Je lisais beaucoup. J’ai le souvenir d’avoir lu au lycée Une saison blanche et sèche d’André Brink. Je lisais de tout, de la fiction notamment. J’allais à la bibliothèque et je piochais dedans. La lecture me plaisait, j’aimais déchiffrer le monde. J’étais happée par les mots. Lire faisait partie de mon quotidien. Comme j’étais celle qui lisait le plus et qu’à l’école on nous demandait de faire des fiches de lecture, je faisais les résumés pour les autres. Cela me permettait de partager les livres avec mes copains. J’ai même réussi à en faire lire certains !
Que cherchiez-vous en lisant ?
Tout. Je cherchais aussi des réponses à mon histoire personnelle. Je me souviens avoir lu Moi, Christiane F. 13 ans, droguée, prostituée… au collège. Je me projetais sans m’en rendre compte dans les livres pour essayer de comprendre des choses sur la violence que je vivais.
Avez-vous changé de regard sur la littérature ?
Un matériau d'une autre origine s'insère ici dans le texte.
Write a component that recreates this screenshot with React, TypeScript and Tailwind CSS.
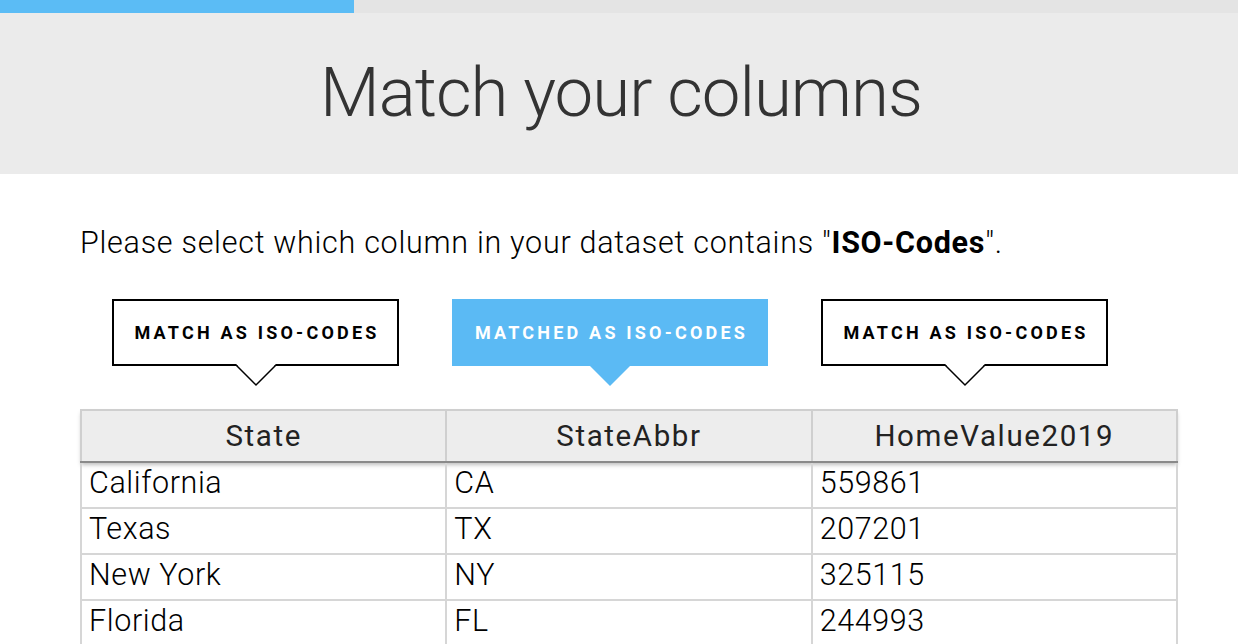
import React from 'react';

type Col = { name: string; matched: boolean; width: string };

const columns: Col[] = [
    { name: 'State', matched: false, width: 'w-[287px]' },
    { name: 'StateAbbr', matched: true, width: 'w-[316px]' },
    { name: 'HomeValue2019', matched: false, width: 'w-[287px]' },
];

const rows = [
    ['California', 'CA', '559861'],
    ['Texas', 'TX', '207201'],
    ['New York', 'NY', '325115'],
    ['Florida', 'FL', '244993'],
];

const MatchButton: React.FC<{ matched: boolean; width: string }> = ({ matched, width }) => {
    if (matched) {
        return (
            <div className={`relative ${width} h-[67px]`}>
                <button className="w-full h-full pl-[3px] bg-[#5bbaf4] text-white font-bold text-[18px] tracking-[3.2px] uppercase">
                    Matched as ISO-Codes
                </button>
                {/* arrow */}
                <div className="absolute left-1/2 -translate-x-1/2 top-full w-0 h-0 border-l-[20px] border-r-[20px] border-t-[20px] border-l-transparent border-r-transparent border-t-[#5bbaf4]" />
            </div>
        );
    }
    return (
        <div className={`relative ${width} h-[67px]`}>
            <button className="w-full h-full pl-[3px] bg-white border-2 border-black text-black font-bold text-[18px] tracking-[3.2px] uppercase">
                Match as ISO-Codes
            </button>
            <svg className="absolute left-1/2 -translate-x-1/2 top-[65px]" width="44" height="23" viewBox="0 0 44 23">
                <polygon points="2,0 22,20 42,0" fill="white" />
                <polyline points="2,1 22,21 42,1" fill="none" stroke="black" strokeWidth="1.5" />
            </svg>
        </div>
    );
};

const App: React.FC = () => {
    return (
        <div className="w-[1238px] h-[644px] overflow-hidden bg-white font-['Roboto',sans-serif]">
            {/* progress */}
            <div className="flex h-[13px] bg-[#e4e4e4]">
                <div className="w-[354px] bg-[#5bbcf5]" />
            </div>

            <div className="h-[161px] bg-[#ebebeb] flex items-center justify-center">
                <h1 className="text-[69px] font-light text-[#333] tracking-[-1px] leading-none pb-[2px] pl-[4px]">Match your columns</h1>
            </div>

            <div className="pl-[80px]">
                <p className="mt-[51px] text-[30.5px] font-light text-black tracking-[0.72px] leading-[36px]">
                    Please select which column in your dataset contains "<b className="font-bold">ISO-Codes</b>".
                </p>

                <div className="flex gap-[53px] ml-[32px] mt-[38px]">
                    {columns.map((c) => (
                        <MatchButton key={c.name} matched={c.matched} width={c.width} />
                    ))}
                </div>

                <table className="mt-[43px] w-[1098px] border-collapse table-fixed">
                    <thead>
                        <tr className="bg-[#ededed] shadow-[0_3px_4px_rgba(0,0,0,0.25)]">
                            {columns.map((c) => (
                                <th
                                    key={c.name}
                                    className="h-[52px] border-2 border-[#cfcfcf] border-b-[#8a8a8a] text-[29.5px] font-normal text-[#222] tracking-[1.6px] text-center"
                                >
                                    {c.name}
                                </th>
                            ))}
                        </tr>
                    </thead>
                    <tbody>
                        {rows.map((r) => (
                            <tr key={r[0]}>
                                {r.map((v, i) => (
                                    <td
                                        key={i}
                                        className="h-[46px] align-top border-2 border-t-0 border-[#d6d6d6] pl-[7px] pt-[5px] text-[30.5px] font-light text-black tracking-[0.6px] leading-none"
                                    >
                                        {v}
                                    </td>
                                ))}
                            </tr>
                        ))}
                    </tbody>
                </table>
            </div>
        </div>
    );
};

export default App;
Oui, bien sûr, j’ai fait des études de lettres et je suis maintenant universitaire. La question de la forme se pose bien plus que lorsque j’étais lycéenne, mais je pense que je la posais inconsciemment dans ma frénésie de lecture, à lire de la poésie, des romans d’aventure… Aujourd’hui, je lis beaucoup de non-fiction. Je suis fascinée par ce genre.